PROBLEM DESCRIPTION: From the records below, copy every line that contains the word "this".

DATA LISTING:
* BEGIN *
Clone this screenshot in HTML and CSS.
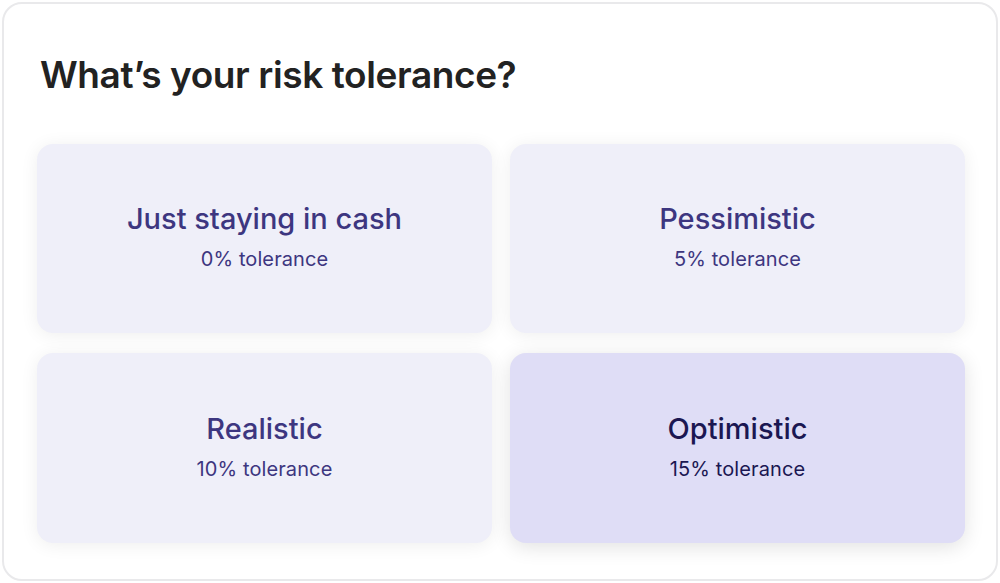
FILE: index.html
```html
<!DOCTYPE html>
<html>
<head>
<meta charset="utf-8">
<link rel="stylesheet" href="styles.css">
</head>
<body>
<div class="panel">
  <h1 class="heading">What’s your risk tolerance?</h1>
  <div class="options">
    <div class="option">
      <div class="option-title">Just staying in cash</div>
      <div class="option-sub">0% tolerance</div>
    </div>
    <div class="option">
      <div class="option-title">Pessimistic</div>
      <div class="option-sub">5% tolerance</div>
    </div>
    <div class="option">
      <div class="option-title">Realistic</div>
      <div class="option-sub">10% tolerance</div>
    </div>
    <div class="option selected">
      <div class="option-title">Optimistic</div>
      <div class="option-sub">15% tolerance</div>
    </div>
  </div>
</div>
</body>
</html>
```
FILE: styles.css
```css
* { box-sizing: border-box; }
html, body { margin: 0; padding: 0; background: #ffffff; }
body {
  font-family: Inter, "Noto Sans", sans-serif;
  width: 1000px;
  height: 583px;
  padding: 2px;
}
.panel {
  width: 996px;
  height: 579px;
  border: 2px solid #e9e9eb;
  border-radius: 20px;
  padding: 0 31px 36px 33px;
  display: flex;
  flex-direction: column;
}
.heading {
  margin: 45px 0 0 3px;
  font-size: 37px;
  line-height: 52px;
  font-weight: 600;
  color: #222222;
  letter-spacing: -0.4px;
}
.options {
  margin-top: 43px;
  display: grid;
  grid-template-columns: 1fr 1fr;
  grid-template-rows: 189px 190px;
  column-gap: 18px;
  row-gap: 20px;
}
.option {
  background: #efeff9;
  border-radius: 16px;
  box-shadow: 0 2px 18px rgba(0, 0, 0, 0.07);
  display: flex;
  flex-direction: column;
  align-items: center;
  justify-content: center;
  color: #3d3680;
  padding-bottom: 5px;
}
.option-title {
  font-size: 29px;
  font-weight: 500;
  line-height: 36px;
  letter-spacing: 0px;
}
.option-sub {
  font-size: 20px;
  font-weight: 400;
  line-height: 24px;
  margin-top: 10px;
  letter-spacing: 0.1px;
}
.option.selected {
  background: #dfddf6;
  color: #1b1752;
  box-shadow: 0 4px 20px rgba(0, 0, 0, 0.12);
}
```
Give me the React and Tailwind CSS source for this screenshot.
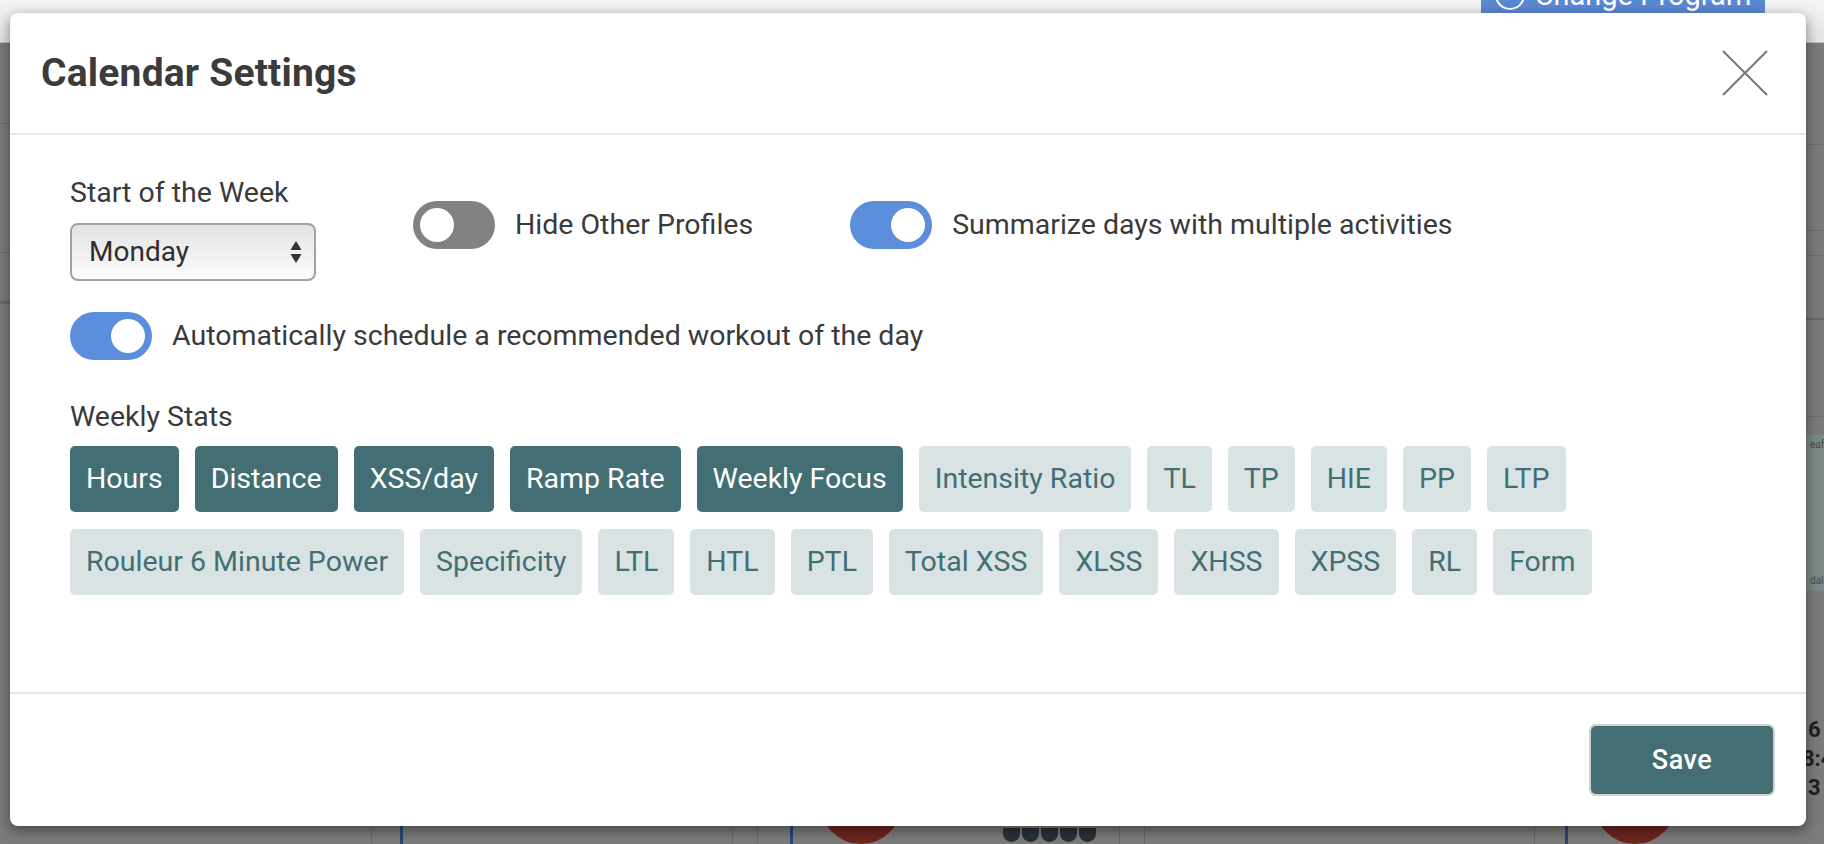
import React, { useState } from 'react';

const stats = [
  { label: 'Hours', on: true },
  { label: 'Distance', on: true },
  { label: 'XSS/day', on: true },
  { label: 'Ramp Rate', on: true },
  { label: 'Weekly Focus', on: true },
  { label: 'Intensity Ratio', on: false },
  { label: 'TL', on: false },
  { label: 'TP', on: false },
  { label: 'HIE', on: false },
  { label: 'PP', on: false },
  { label: 'LTP', on: false },
  { label: 'Rouleur 6 Minute Power', on: false },
  { label: 'Specificity', on: false },
  { label: 'LTL', on: false },
  { label: 'HTL', on: false },
  { label: 'PTL', on: false },
  { label: 'Total XSS', on: false },
  { label: 'XLSS', on: false },
  { label: 'XHSS', on: false },
  { label: 'XPSS', on: false },
  { label: 'RL', on: false },
  { label: 'Form', on: false },
];

const Toggle = ({ on, onClick }) => (
  <button
    type="button"
    onClick={onClick}
    className={`flex items-center w-[82px] h-[48px] rounded-full px-[7px] shrink-0 ${
      on ? 'bg-[#5b8fdc] justify-end' : 'bg-[#828282] justify-start'
    }`}
  >
    <span className="block w-[34px] h-[34px] rounded-full bg-white" />
  </button>
);

const Blob = () => (
  <div className="w-[82px] h-[18px] overflow-hidden">
    <div className="w-[82px] h-[82px] -mt-[64px] rounded-full bg-[#6e2620]" />
  </div>
);

// the calendar page behind the dimmed overlay; only slivers of it show
const Backdrop = () => (
  <div className="absolute inset-0 flex flex-col bg-[#7b7b7b]">
    <div className="h-[43px] shrink-0 flex justify-end items-start pr-[59px] bg-gradient-to-b from-[#f4f4f4] to-[#e4e4e4] border-b border-[#bdbdbd]">
      <div className="w-[284px] h-[14px] bg-[#5b88d2] overflow-hidden flex justify-center">
        <div className="-mt-[22px] flex items-center gap-[10px] text-white text-[29px] leading-[34px] h-[34px]">
          <span className="block w-[30px] h-[30px] rounded-full border-2 border-white" />
          <span>Change Program</span>
        </div>
      </div>
    </div>

    <div className="flex-1 flex justify-between">
      <div className="w-[10px] flex flex-col">
        <div className="h-[81px] border-b border-[#6b6b6b]" />
        <div className="h-[129px] border-b border-[#6b6b6b]" />
        <div className="h-[51px] border-b-[3px] border-[#686868]" />
      </div>
      <div className="w-[20px] flex flex-col">
        <div className="h-[102px] border-b border-[#6e6e6e]" />
        <div className="h-[86px] border-b border-[#6e6e6e]" />
        <div className="h-[25px] border-b border-[#6e6e6e]" />
        <div className="h-[64px] border-b-2 border-[#686868]" />
        <div className="h-[97px] border-b border-[#6e6e6e]" />
        <div className="mt-[18px] h-[156px] bg-[#7a8a87] text-[10px] leading-[12px] text-[#4a4a4a] pl-[6px] flex flex-col justify-between py-[4px]">
          <span>eafo</span>
          <span>dale</span>
        </div>
        <div className="mt-[124px] -ml-[2px] flex flex-col text-[22px] leading-[29px] font-bold text-[#1f1f1f]">
          <span className="pl-[6px]">6</span>
          <span>8:4</span>
          <span className="pl-[6px]">3</span>
        </div>
      </div>
    </div>

    <div className="h-[18px] shrink-0 flex">
      <div className="w-[372px] border-r border-[#686868]" />
      <div className="w-[386px] flex border-r border-[#686868]">
        <div className="ml-[28px] w-[3px] bg-[#2a4676]" />
        <div className="flex-1" />
        <div className="w-[25px] border-l border-[#686868]" />
      </div>
      <div className="w-[387px] flex items-start border-r border-[#686868]">
        <div className="ml-[32px] w-[3px] h-full bg-[#2a4676]" />
        <div className="ml-[27px]">
          <Blob />
        </div>
        <div className="ml-[101px] mt-[2px] flex gap-[2px]">
          {[0, 1, 2, 3, 4].map((i) => (
            <span key={i} className="block w-[17px] h-[14px] bg-[#2b3038] rounded-b-full" />
          ))}
        </div>
        <div className="ml-auto w-[25px] h-full border-l border-[#686868]" />
      </div>
      <div className="w-[390px] border-r border-[#686868]" />
      <div className="flex-1 flex items-start">
        <div className="ml-[30px] w-[3px] h-full bg-[#2a4676]" />
        <div className="ml-[26px]">
          <Blob />
        </div>
      </div>
    </div>
  </div>
);

const App = () => {
  const [hideOthers, setHideOthers] = useState(false);
  const [summarize, setSummarize] = useState(true);
  const [autoSchedule, setAutoSchedule] = useState(true);
  const [selected, setSelected] = useState(stats);

  const flip = (label) =>
    setSelected(selected.map((s) => (s.label === label ? { ...s, on: !s.on } : s)));

  return (
    <div className="relative w-[1824px] h-[844px] overflow-hidden font-['Roboto','Liberation_Sans',sans-serif]">
      <Backdrop />

      <div className="absolute left-[10px] top-[13px] w-[1796px] h-[813px] bg-white rounded-[8px] shadow-[0_4px_14px_rgba(0,0,0,0.45)] flex flex-col">
        <div className="h-[122px] flex items-center justify-between pl-[31px] pr-[38px] border-b-2 border-[#e9e9e9]">
          <h1 className="text-[39px] leading-[46px] font-bold text-[#3b3b3b] tracking-[0.2px]">Calendar Settings</h1>
          <button type="button" className="w-[46px] h-[46px]">
            <svg viewBox="0 0 46 46" width="46" height="46">
              <path d="M1 1L45 45M45 1L1 45" stroke="#777777" strokeWidth="2" fill="none" />
            </svg>
          </button>
        </div>

        <div className="flex-1 px-[60px] pt-[43px] text-[28.5px] leading-[30px] text-[#3a3a3a]">
          <div className="flex items-start gap-[97px]">
            <div className="flex flex-col">
              <span>Start of the Week</span>
              <div className="mt-[15px] w-[246px] h-[58px] rounded-[8px] border-2 border-[#a2a2a2] bg-gradient-to-b from-[#e3e3e3] to-[#fcfcfc] flex items-center justify-between pl-[17px] pr-[12px] text-[28px] text-[#2e2e2e]">
                <span>Monday</span>
                <svg width="12" height="24" viewBox="0 0 12 24">
                  <path d="M6 1L11.5 10H0.5Z" fill="#333" />
                  <path d="M6 23L11.5 14H0.5Z" fill="#333" />
                </svg>
              </div>
            </div>
            <div className="mt-[23px] flex items-center gap-[20px]">
              <Toggle on={hideOthers} onClick={() => setHideOthers(!hideOthers)} />
              <span>Hide Other Profiles</span>
            </div>
            <div className="mt-[23px] flex items-center gap-[20px]">
              <Toggle on={summarize} onClick={() => setSummarize(!summarize)} />
              <span>Summarize days with multiple activities</span>
            </div>
          </div>

          <div className="mt-[31px] flex items-center gap-[20px]">
            <Toggle on={autoSchedule} onClick={() => setAutoSchedule(!autoSchedule)} />
            <span>Automatically schedule a recommended workout of the day</span>
          </div>

          <div className="mt-[42px]">Weekly Stats</div>
          <div className="mt-[14px] flex flex-wrap gap-x-[16px] gap-y-[17px]">
            {selected.map((s) => (
              <button
                key={s.label}
                type="button"
                onClick={() => flip(s.label)}
                className={`h-[66px] px-[16px] rounded-[5px] text-[28.5px] leading-[30px] ${
                  s.on ? 'bg-[#436f74] text-white' : 'bg-[#d9e3e4] text-[#436f74]'
                }`}
              >
                {s.label}
              </button>
            ))}
          </div>
        </div>

        <div className="border-t-2 border-[#e6e6e6] flex justify-end px-[31px] py-[30px]">
          <button
            type="button"
            className="w-[186px] h-[72px] rounded-[7px] border-2 border-[#cfcfcf] bg-[#436f74] text-white text-[27px] font-medium tracking-[0.5px]"
          >
            Save
          </button>
        </div>
      </div>
    </div>
  );
};

export default App;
* END *
EXERCISE RESULT:
Clone this screenshot in HTML and CSS.
Give me the React and Tailwind CSS source for this screenshot.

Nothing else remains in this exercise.